Rio Tinto – the same mining company which blew up a 46,000-year-old Aboriginal cultural site last year – has now been accused of dumping hundreds of irreplaceable Aboriginal artefacts dug up at its mines in Western Australia in the 1990s, the National Indigenous Times reports.

According to NITV, the Wintawari Guruma Aboriginal Corporation (WGAC) uncovered previously-hidden documents which show how artefacts were hastily dug up at Rio Tinto’s Marandoo iron ore mine in Western Australia before being sent to a tip only a few years later.

“So little was the respect for either the State’s conditions, or for the cultural heritage that was destroyed on a massive scale, hundreds of Eastern Guruma cultural artefacts ended up in the bin,” the WGAC said in a new submission to the parliamentary inquiry into Rio Tinto’s destruction of the ancient rock shelters at Juukan Gorge in 2020.

“It is WGAC’s view that the accidental, and then deliberate, discarding and destruction of Eastern Guruma cultural material was never disclosed to the Eastern Guruma people.

“It is indicative of a mining industry that has not valued Aboriginal heritage and good relations with Aboriginal Australians.”

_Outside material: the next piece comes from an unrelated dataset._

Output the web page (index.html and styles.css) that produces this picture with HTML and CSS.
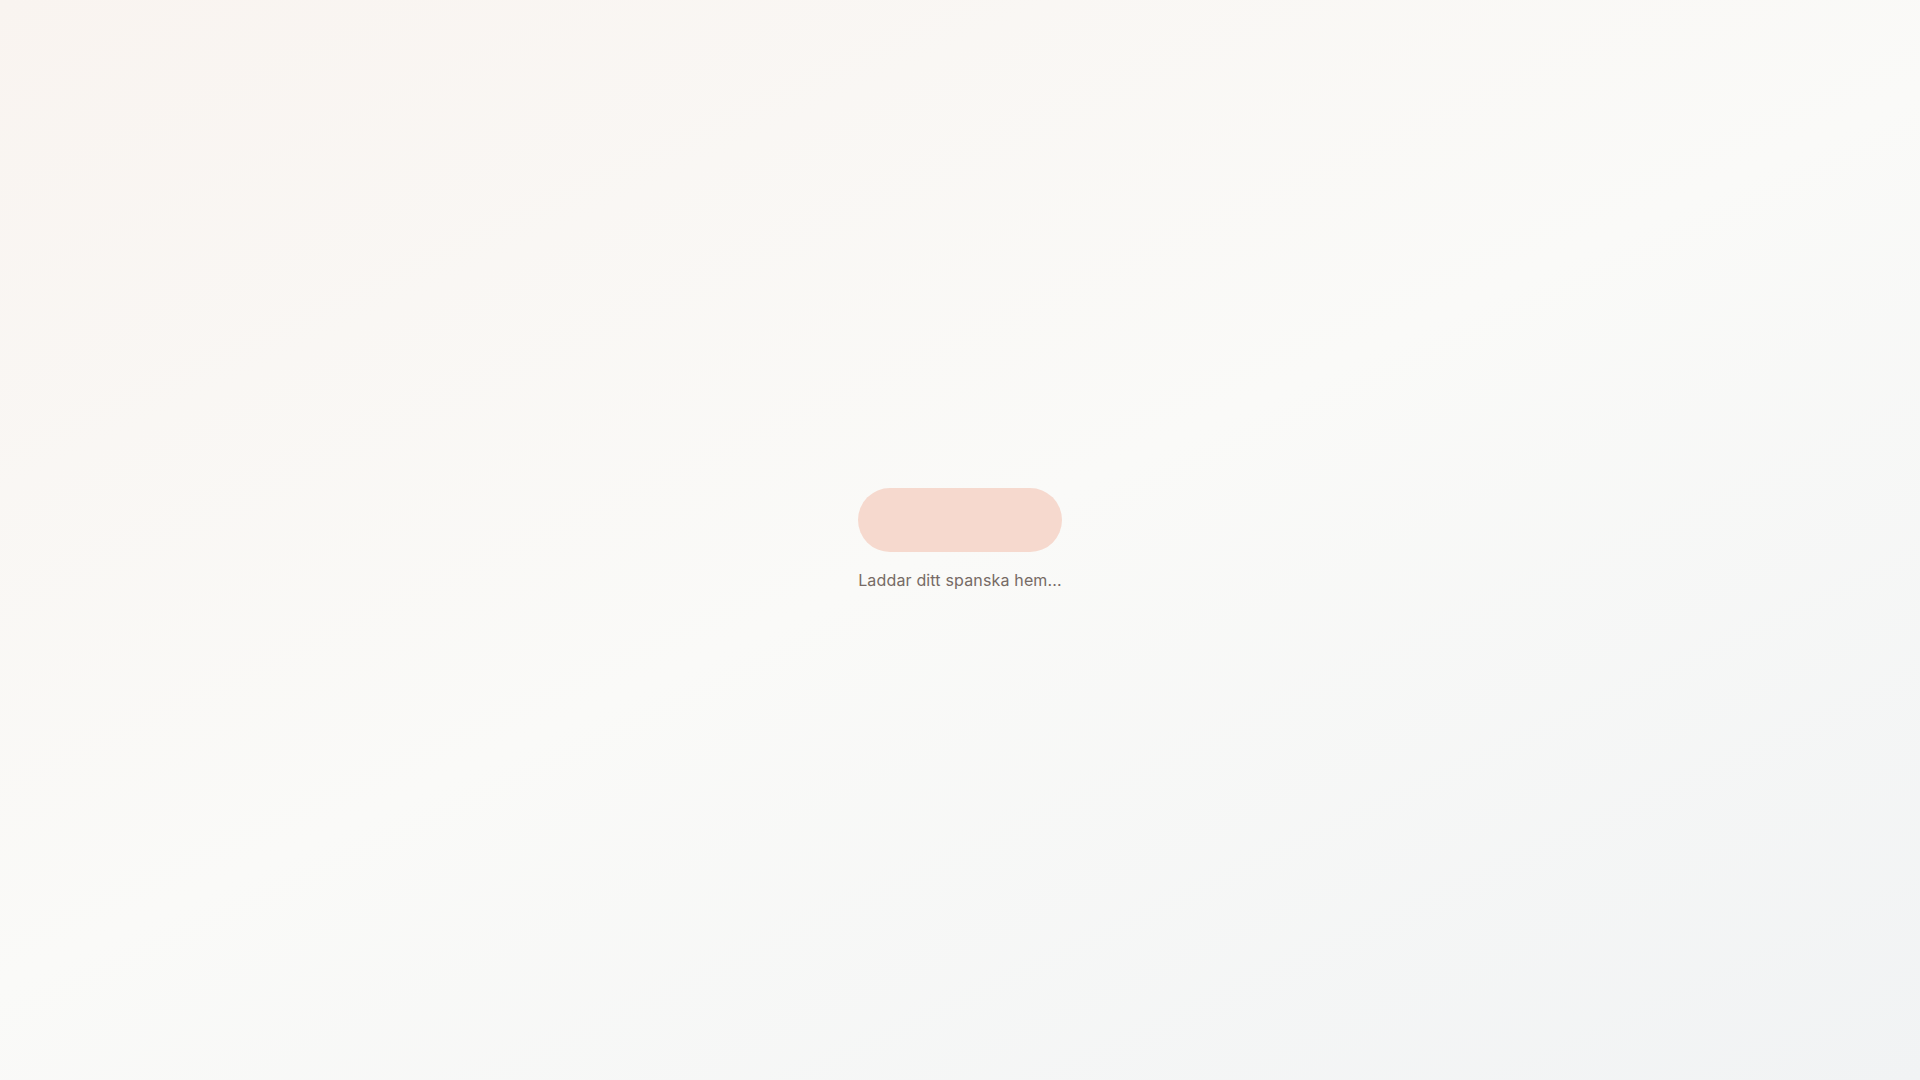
FILE: index.html
```html
<!DOCTYPE html>
<html lang="sv">
<head>
<meta charset="utf-8">
<title>Laddar</title>
<link rel="stylesheet" href="styles.css">
</head>
<body>
<main class="screen">
  <div class="loader">
    <div class="pill"></div>
    <p class="label">Laddar ditt spanska hem...</p>
  </div>
</main>
</body>
</html>
```
FILE: styles.css
```css
html, body {
  margin: 0;
  padding: 0;
  height: 100%;
}
body {
  font-family: Inter, "Noto Sans", sans-serif;
  background: linear-gradient(155deg, #f9f4f0 0%, #fafaf8 50%, #f1f3f4 100%);
}
.screen {
  height: 100vh;
  display: flex;
  align-items: center;
  justify-content: center;
}
.loader {
  display: flex;
  flex-direction: column;
  align-items: center;
  gap: 16px;
}
.pill {
  width: 204px;
  height: 64px;
  border-radius: 32px;
  background: #f6d9ce;
}
.label {
  margin: 0;
  font-size: 16px;
  line-height: 24px;
  letter-spacing: 0.16px;
  color: #766a65;
  font-weight: 400;
}
```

The destruction of cultural artefacts dates back to the early 1990s when the Western Australian government allowed Rio Tinto to open a mine despite heritage concerns, so long as there was a quick dig for artefacts beforehand. Another law passed immediately afterwards, called the Marandoo Act, effectively prevented any potential legal challenges from Aboriginal people.

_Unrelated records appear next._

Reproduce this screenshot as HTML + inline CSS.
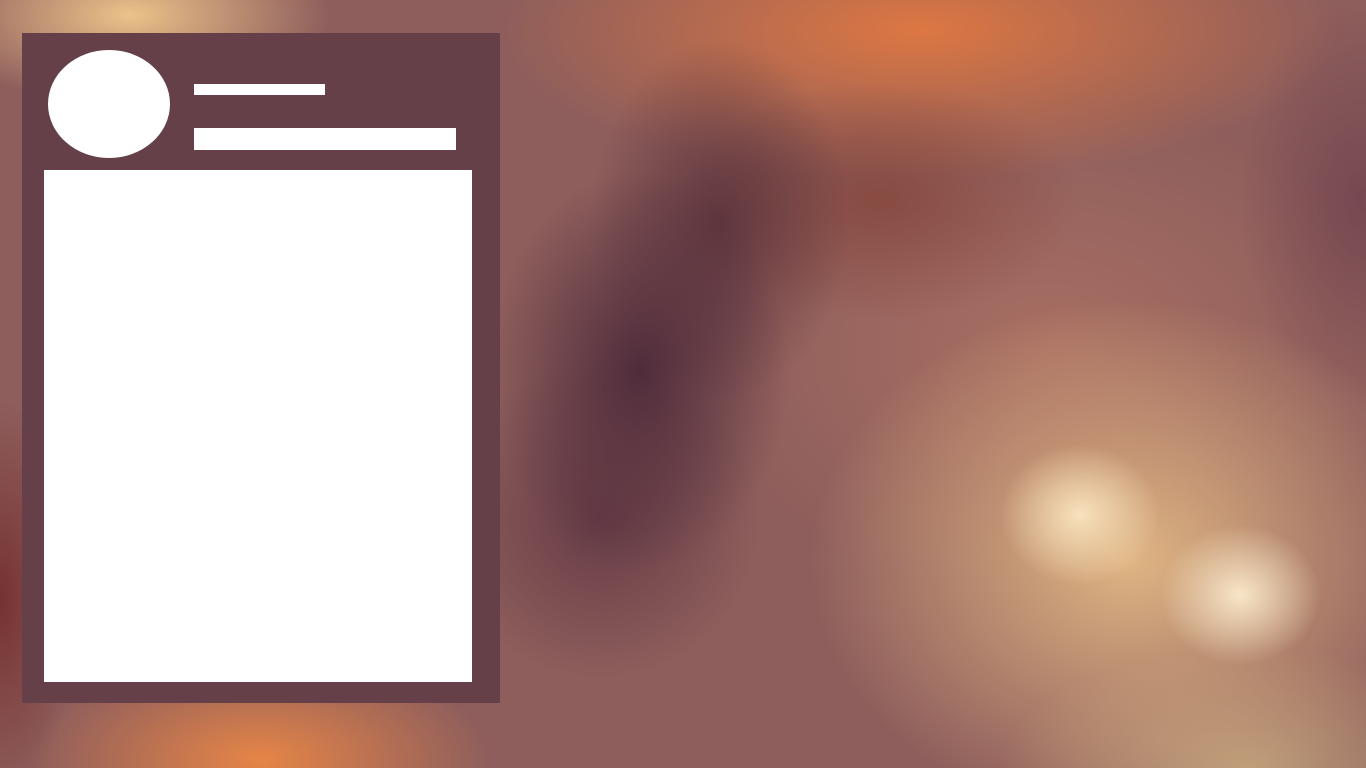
<!DOCTYPE html>
<html><head><style>
html,body{margin:0;padding:0;width:1366px;height:768px;overflow:hidden}
body{position:relative;background:#8e5e5c;
background-image:
radial-gradient(ellipse 80px 70px at 1080px 515px,#f8e2bc 0%,rgba(245,215,165,0) 100%),
radial-gradient(ellipse 80px 70px at 1240px 595px,#f8e6c8 0%,rgba(245,225,190,0) 100%),
radial-gradient(ellipse 320px 260px at 1130px 560px,rgba(232,190,135,.9) 0%,rgba(220,170,120,0) 100%),
radial-gradient(ellipse 150px 200px at 640px 370px,rgba(72,38,55,.9) 0%,rgba(80,45,60,0) 100%),
radial-gradient(ellipse 130px 180px at 720px 220px,rgba(85,45,55,.8) 0%,rgba(80,45,60,0) 100%),
radial-gradient(ellipse 160px 160px at 600px 520px,rgba(85,45,60,.7) 0%,rgba(80,45,60,0) 100%),
radial-gradient(ellipse 200px 120px at 880px 200px,rgba(130,65,55,.7) 0%,rgba(130,65,55,0) 100%),
radial-gradient(ellipse 420px 150px at 920px 30px,rgba(225,120,65,.95) 0%,rgba(220,120,70,0) 100%),
radial-gradient(ellipse 230px 110px at 260px 760px,rgba(235,135,70,.95) 0%,rgba(230,130,70,0) 100%),
radial-gradient(ellipse 200px 90px at 130px 15px,rgba(240,200,140,.95) 0%,rgba(230,190,140,0) 100%),
radial-gradient(ellipse 80px 200px at 0px 600px,rgba(115,45,45,.9) 0%,rgba(115,45,45,0) 100%),
radial-gradient(ellipse 120px 200px at 1360px 200px,rgba(115,70,80,.9) 0%,rgba(115,70,80,0) 100%),
radial-gradient(ellipse 250px 120px at 1250px 768px,rgba(195,165,125,.85) 0%,rgba(190,160,120,0) 100%),
radial-gradient(ellipse 350px 250px at 1050px 350px,rgba(175,115,100,.8) 0%,rgba(175,115,100,0) 100%);
}
.card{position:absolute;left:22px;top:33px;width:478px;height:670px;background:#654049}
.w{position:absolute;background:#fff}
</style></head><body>
<div class="card"></div>
<div class="w" style="left:48px;top:50px;width:122px;height:108px;border-radius:50%"></div>
<div class="w" style="left:194px;top:84px;width:131px;height:11px"></div>
<div class="w" style="left:194px;top:128px;width:262px;height:22px"></div>
<div class="w" style="left:44px;top:170px;width:428px;height:512px"></div>
</body></html>
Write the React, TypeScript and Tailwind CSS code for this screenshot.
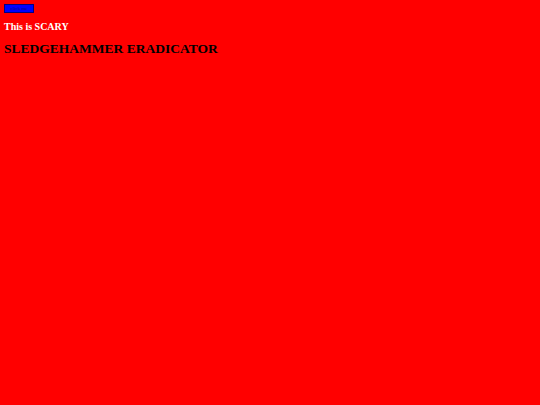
export default function App() {
  return (
    <div className="w-[540px] h-[405px] bg-[#ff0000] overflow-hidden pt-[4px] pl-[4px]" style={{ fontFamily: '"Liberation Serif", serif' }}>
      <button className="block w-[30px] h-[9px] bg-[#0000ff] border border-[#000080] text-[5px] leading-[7px] text-[#000080] p-0 overflow-hidden whitespace-nowrap">click me</button>
      <h3 className="mt-[8px] text-[10px] font-bold text-white leading-[12px]">This is SCARY</h3>
      <h2 className="mt-[8px] text-[13.5px] font-bold text-black leading-[16px]">SLEDGEHAMMER ERADICATOR</h2>
    </div>
  );
}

According to the documents uncovered by the WGAC, which were also seen by The Guardian, artefacts dug up in 1992 were sent to what’s now Charles Darwin University in the NT.

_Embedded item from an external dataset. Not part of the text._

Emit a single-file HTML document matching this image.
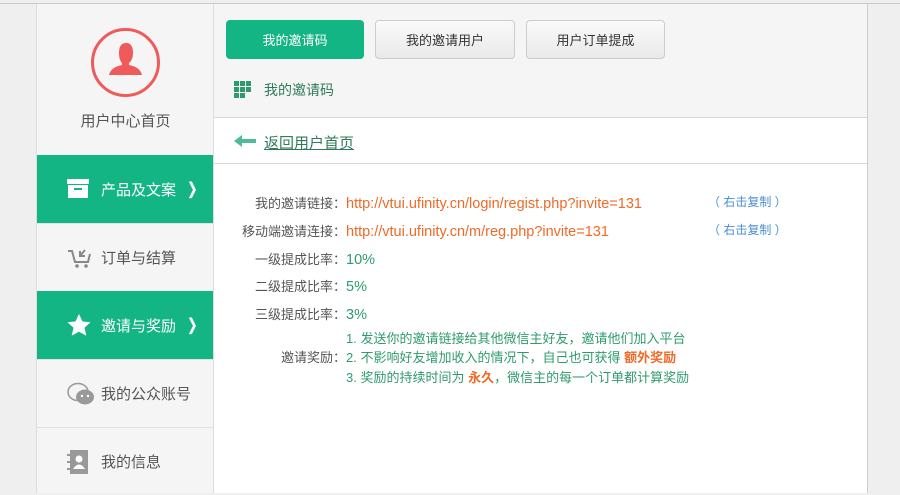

However by 1995, the university informed the excavation company that artefacts from a 18,000-year-old rock shelter had been “taken to the tip” in a “devastating accident”.

Rio Tinto
The Marandoo Mine if operated by Rio Tinto on Eastern Guruma Country in the Pilbara. (Getty Images / Auscape)

Then, by 1996, the project was apparently taking up too much time and money for the university, so it was proposed that some of the artefacts be returned to Rio Tinto in Perth, while the remainder would be chucked out. According to the documents, Rio Tinto accepted this proposal in 1997.

In the end, artefacts from 14 different historical Aboriginal sites on Eastern Guruma Country were discarded at a tip in Darwin, on the other side of the continent. The National Indigenous Times reports that even the records describing what these artefacts were appear to have been thrown out too.

The revelations are so damning that Rio Tinto itself has admitted how poorly the Traditional Owners have been treated.

“We’re not proud of many parts of our history at Marandoo and we reiterate our apology to the Traditional Owners of the land, the Eastern Guruma people,” Rio Tinto’s Chief Executive for Iron Ore Simon Trott said in a statement.

“We know we have a lot of work ahead to right some of these historical wrongs which fell way short of the standards we expect today.

“This will take time, consistent effort and open dialogue with the WGAC to rebuild trust and reset our relationship for the future.”

But an apology can’t bring back the millennia-old heritage that’s been lost thanks to an iron ore mine.

“Marandoo is a part of our Country, and for all these years we’ve been kept out,” Traditional Owners and the WGAC Board said.

“We can’t access our Country, and we don’t know what goes on there. Rio said they would look after it, and it is upsetting that they didn’t even do that.”